Summary: This project aims at developing an integrated testing strategy (ITS) for human health risk assessment of repeated-dose toxicity after inhalation exposure for the replacement of de-novo animal testing. In the pilot phase, chemicals with different modes of action will be selected and tested with human precision-cut lung slices (PCLS) and human pulmonary cell cultures in order to identify route-specific biomarkers. Genome-wide transcriptome analyses will be conducted in these models and evaluated using bioinformatics methods. These results will be complemented with data mining results and QSAR predictions. Furthermore, structurally related chemicals will be tested in addition to investigate the possibility of the test system to support read across. The outcome of this pilot project will be a proposal for an integrated testing strategy for respiratory toxicity. Further validation, e.g. testing of a broader spectrum of chemicals, is foreseen in a follow-up project. The proposed ITS, the developed methodologies on data sharing and data integration are not limited to the evaluation of transcriptome data, but allow proteome and metabolome data to be integrated in a follow-up project.

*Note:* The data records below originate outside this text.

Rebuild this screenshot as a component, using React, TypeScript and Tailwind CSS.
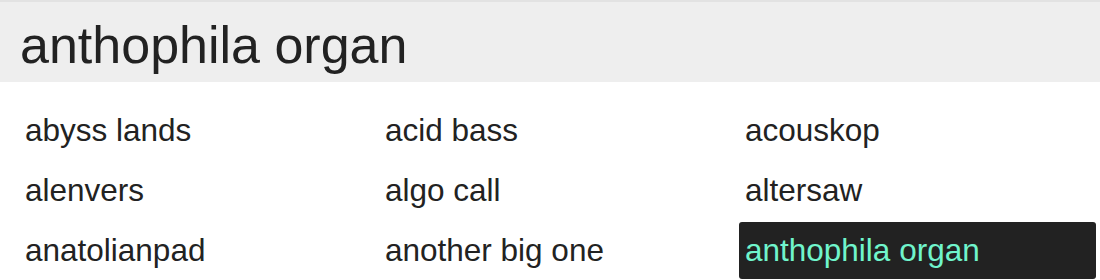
import React from "react";

const presets = [
  "abyss lands",
  "acid bass",
  "acouskop",
  "alenvers",
  "algo call",
  "altersaw",
  "anatolianpad",
  "another big one",
  "anthophila organ",
];

const App = () => {
  const selected = "anthophila organ";

  return (
    <div className="h-[280px] w-[1100px] overflow-hidden bg-white font-['Liberation_Sans',Arial,sans-serif] text-[#222]">
      <div className="flex h-[82px] items-center border-t-2 border-[#e2e2e2] bg-[#eeeeee] pl-[20px] pt-[5px]">
        <span className="text-[52px] leading-none">{selected}</span>
      </div>
      <div className="grid grid-cols-3 gap-[3px] pl-[19px] pr-[4px] pt-[20px]">
        {presets.map((name) => (
          <div
            key={name}
            className={
              name === selected
                ? "h-[57px] rounded-[3px] bg-[#222222] px-[6px] text-[31.5px] leading-[57px] text-[#70f5cc]"
                : "h-[57px] px-[6px] text-[31.5px] leading-[57px]"
            }
          >
            {name}
          </div>
        ))}
      </div>
    </div>
  );
};

export default App;
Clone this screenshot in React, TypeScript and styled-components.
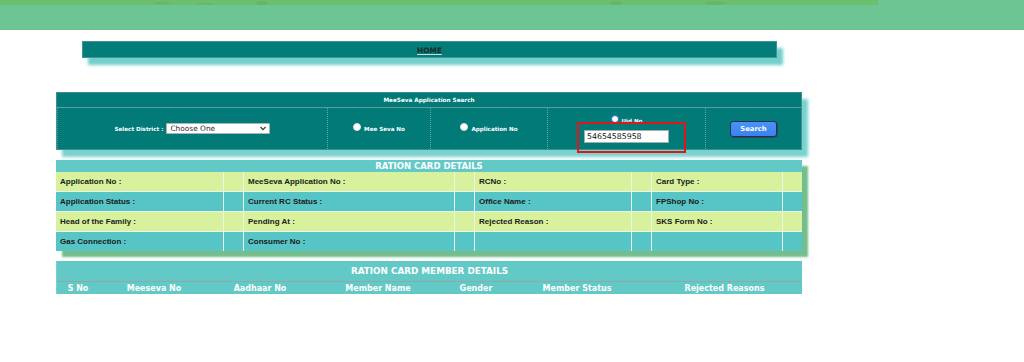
import React from "react";
import styled, { createGlobalStyle } from "styled-components";

const GlobalStyle = createGlobalStyle`
  html, body { margin: 0; padding: 0; background: #ffffff; }
  body { font-family: "Liberation Sans", Arial, sans-serif; }
  * { box-sizing: border-box; }
`;

const VERDANA = `"DejaVu Sans", Verdana, sans-serif`;
const ARIAL = `"Liberation Sans", Arial, sans-serif`;

const Page = styled.div`
  width: 1024px;
  min-height: 362px;
  background: #ffffff;
`;

const Banner = styled.header`
  height: 30px;
  background: #6cc593;
  border-bottom: 1px solid #6fbf8f;
`;

const BannerStrip = styled.svg`
  display: block;
  width: 878px;
  height: 5px;
  overflow: hidden;
`;

const Main = styled.main`
  width: 802px;
  padding-left: 56px;
  display: flex;
  flex-direction: column;
`;

const NavBar = styled.nav`
  margin: 11px 25px 0 26px;
  height: 17px;
  background: #037c7a;
  border: 1px solid #3c9593;
  box-shadow: 6px 7px 3px #72cfcb;
  display: flex;
  align-items: center;
  justify-content: center;
`;

const HomeLink = styled.a`
  font-family: ${VERDANA};
  font-weight: bold;
  font-size: 7.4px;
  color: #1d2a2a;
  text-decoration: underline;
  text-decoration-color: #c8d8d8;
  margin-top: 2px;
`;

const SearchPanel = styled.section`
  margin-top: 34px;
  background: #027a77;
  border: 1px solid #3e8f8d;
  box-shadow: 6px 7px 3px #7ad2ce;
`;

const PanelTitle = styled.div`
  height: 15px;
  border-bottom: 1px solid #5f9d9b;
  display: flex;
  align-items: center;
  justify-content: center;
  font-family: ${VERDANA};
  font-weight: bold;
  font-size: 5.7px;
  color: #ffffff;
`;

const SearchRow = styled.div`
  display: grid;
  grid-template-columns: 270px 103px 117px 158px 96px;
  height: 41px;
`;

const SearchCell = styled.div<{ $stack?: boolean }>`
  position: relative;
  display: flex;
  flex-direction: ${(p) => (p.$stack ? "column" : "row")};
  align-items: center;
  justify-content: center;
  gap: ${(p) => (p.$stack ? "6px" : "3px")};
  border-left: 1px dotted rgba(200, 230, 228, 0.45);
  &:first-child { border-left: 1px dotted rgba(200, 230, 228, 0.35); }
`;

const FieldLabel = styled.label<{ $raise?: number }>`
  font-family: ${VERDANA};
  font-weight: bold;
  font-size: 5.6px;
  color: #ffffff;
  display: inline-flex;
  align-items: center;
  gap: 3px;
  margin-top: ${(p) => p.$raise ?? 0}px;
`;

const Radio = styled.span<{ $checked?: boolean }>`
  display: inline-block;
  width: 8px;
  height: 8px;
  border-radius: 50%;
  background: #ffffff;
  border: ${(p) => (p.$checked ? "1.6px solid #1c6fe6" : "1px solid #d9e4e4")};
  margin-top: -4px;
`;

const SelectWrap = styled.div`
  position: relative;
  width: 104px;
  height: 11px;
`;

const Select = styled.select`
  display: block;
  appearance: none;
  -webkit-appearance: none;
  width: 100%;
  height: 11px;
  margin: 0;
  padding: 0 0 0 3px;
  border: 1px solid #a9b4b4;
  border-radius: 1px;
  background: #ffffff;
  font-family: ${VERDANA};
  font-size: 7.4px;
  line-height: 9px;
  color: #2b2b2b;
`;

const Chevron = styled.svg`
  position: absolute;
  right: 4px;
  top: 3px;
  width: 6px;
  height: 5px;
  pointer-events: none;
`;

const UidInput = styled.input`
  display: block;
  width: 85px;
  height: 13px;
  margin: 0;
  padding: 0 0 0 2px;
  border: 1px solid #9fb0b0;
  background: #ffffff;
  font-family: ${VERDANA};
  font-size: 7.8px;
  color: #111111;
`;

const Highlight = styled.div`
  position: absolute;
  left: 29px;
  top: 14px;
  width: 109px;
  height: 31px;
  border: 2px solid #e0161b;
  pointer-events: none;
`;

const SearchButton = styled.button`
  width: 47px;
  height: 16px;
  padding: 0;
  margin-top: 1px;
  background: linear-gradient(#4b92f6, #3a82ee);
  border: 1.5px solid #1f3350;
  border-radius: 3px;
  box-shadow: 1px 1px 0 #2a4a5a;
  font-family: ${VERDANA};
  font-weight: bold;
  font-size: 6.8px;
  color: #ffffff;
`;

const Details = styled.section`
  margin-top: 10px;
  background: #e9f6ea;
  box-shadow: 6px 6px 2px #74bd8c;
`;

const DetailsTitle = styled.div`
  height: 12px;
  background: #62c9c7;
  display: flex;
  align-items: center;
  justify-content: center;
  font-family: ${VERDANA};
  font-weight: bold;
  font-size: 8.5px;
  color: #ffffff;
`;

const DetailRows = styled.div`
  display: flex;
  flex-direction: column;
  gap: 1px;
  background: #e9f6ea;
`;

const DetailRow = styled.div`
  display: grid;
  grid-template-columns: 167px 19px 210px 19px 156px 19px 130px 19px;
  column-gap: 1px;
  height: 19px;
`;

const DetailCell = styled.div<{ $tone: "yellow" | "teal" }>`
  background: ${(p) => (p.$tone === "yellow" ? "#d8f19c" : "#57c5c5")};
  display: flex;
  align-items: center;
  padding-left: 4px;
  font-family: ${ARIAL};
  font-weight: bold;
  font-size: 8px;
  color: #1a1a1a;
  white-space: nowrap;
`;

const Members = styled.section`
  margin-top: 10px;
  background: #63c9c6;
  border-left: 1px dotted #8fd6d3;
`;

const MembersTitle = styled.div`
  height: 21px;
  border-bottom: 1px solid #8fa9a8;
  display: flex;
  align-items: center;
  justify-content: center;
  font-family: ${VERDANA};
  font-weight: bold;
  font-size: 8.8px;
  color: #ffffff;
`;

const MemberHead = styled.div`
  display: grid;
  grid-template-columns: 42px 110px 102px 134px 62px 140px 155px;
  height: 12px;
`;

const MemberCol = styled.div`
  display: flex;
  align-items: center;
  justify-content: center;
  font-family: ${VERDANA};
  font-weight: bold;
  font-size: 8px;
  color: #ffffff;
  white-space: nowrap;
`;

type Tone = "yellow" | "teal";

const detailRows: { tone: Tone; cells: string[] }[] = [
  { tone: "yellow", cells: ["Application No :", "MeeSeva Application No :", "RCNo :", "Card Type :"] },
  { tone: "teal", cells: ["Application Status :", "Current RC Status :", "Office Name :", "FPShop No :"] },
  { tone: "yellow", cells: ["Head of the Family :", "Pending At :", "Rejected Reason :", "SKS Form No :"] },
  { tone: "teal", cells: ["Gas Connection :", "Consumer No :", "", ""] },
];

const memberCols = ["S No", "Meeseva No", "Aadhaar No", "Member Name", "Gender", "Member Status", "Rejected Reasons"];

export default function App() {
  return (
    <Page>
      <GlobalStyle />
      <Banner>
        <BannerStrip viewBox="0 0 878 5" preserveAspectRatio="none">
          <rect x="0" y="0" width="878" height="5" fill="#6bbf6d" />
          <ellipse cx="162" cy="3" rx="8" ry="1.5" fill="#66b76a" />
          <ellipse cx="205" cy="4" rx="9" ry="1.2" fill="#67b86a" />
          <ellipse cx="262" cy="3" rx="6" ry="2" fill="#64b568" />
          <ellipse cx="616" cy="3" rx="6" ry="2" fill="#65b669" />
          <ellipse cx="716" cy="3" rx="11" ry="2" fill="#66b76a" />
        </BannerStrip>
      </Banner>
      <Main>
        <NavBar>
          <HomeLink>HOME</HomeLink>
        </NavBar>

        <SearchPanel>
          <PanelTitle>MeeSeva Application Search</PanelTitle>
          <SearchRow>
            <SearchCell>
              <FieldLabel>Select District :</FieldLabel>
              <SelectWrap>
                <Select defaultValue="0">
                  <option value="0">Choose One</option>
                </Select>
                <Chevron viewBox="0 0 6 5">
                  <path d="M0.5 1 L3 3.6 L5.5 1" fill="none" stroke="#333" strokeWidth="1.1" />
                </Chevron>
              </SelectWrap>
            </SearchCell>
            <SearchCell>
              <FieldLabel>
                <Radio />
                Mee Seva No
              </FieldLabel>
            </SearchCell>
            <SearchCell>
              <FieldLabel>
                <Radio />
                Application No
              </FieldLabel>
            </SearchCell>
            <SearchCell $stack>
              <FieldLabel $raise={4}>
                <Radio $checked />
                Uid No
              </FieldLabel>
              <UidInput defaultValue="54654585958" />
              <Highlight />
            </SearchCell>
            <SearchCell>
              <SearchButton>Search</SearchButton>
            </SearchCell>
          </SearchRow>
        </SearchPanel>

        <Details>
          <DetailsTitle>RATION CARD DETAILS</DetailsTitle>
          <DetailRows>
            {detailRows.map((row, i) => (
              <DetailRow key={i}>
                {row.cells.map((c, j) => (
                  <React.Fragment key={j}>
                    <DetailCell $tone={row.tone}>{c}</DetailCell>
                    <DetailCell $tone={row.tone} />
                  </React.Fragment>
                ))}
              </DetailRow>
            ))}
          </DetailRows>
        </Details>

        <Members>
          <MembersTitle>RATION CARD MEMBER DETAILS</MembersTitle>
          <MemberHead>
            {memberCols.map((c) => (
              <MemberCol key={c}>{c}</MemberCol>
            ))}
          </MemberHead>
        </Members>
      </Main>
    </Page>
  );
}
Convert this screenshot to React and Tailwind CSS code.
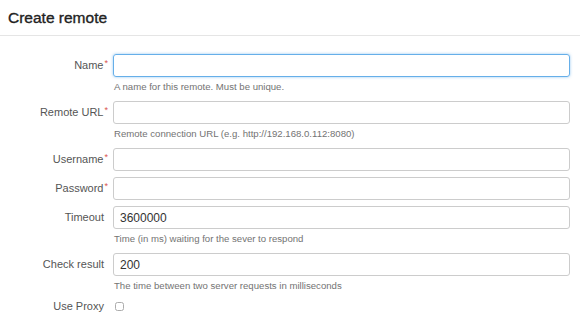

The Fraunhofer ITEM will contribute in-vivo data from the RepDose database and try to identify relevant target and source compounds for the read-across activity. Genome-wide transcriptome analyses and further mechanistic as well as functional data will be evaluated by using an ex-vivo model, human precision-cut lung slices, and relevant human pulmonary cell lines as an in-vitro model.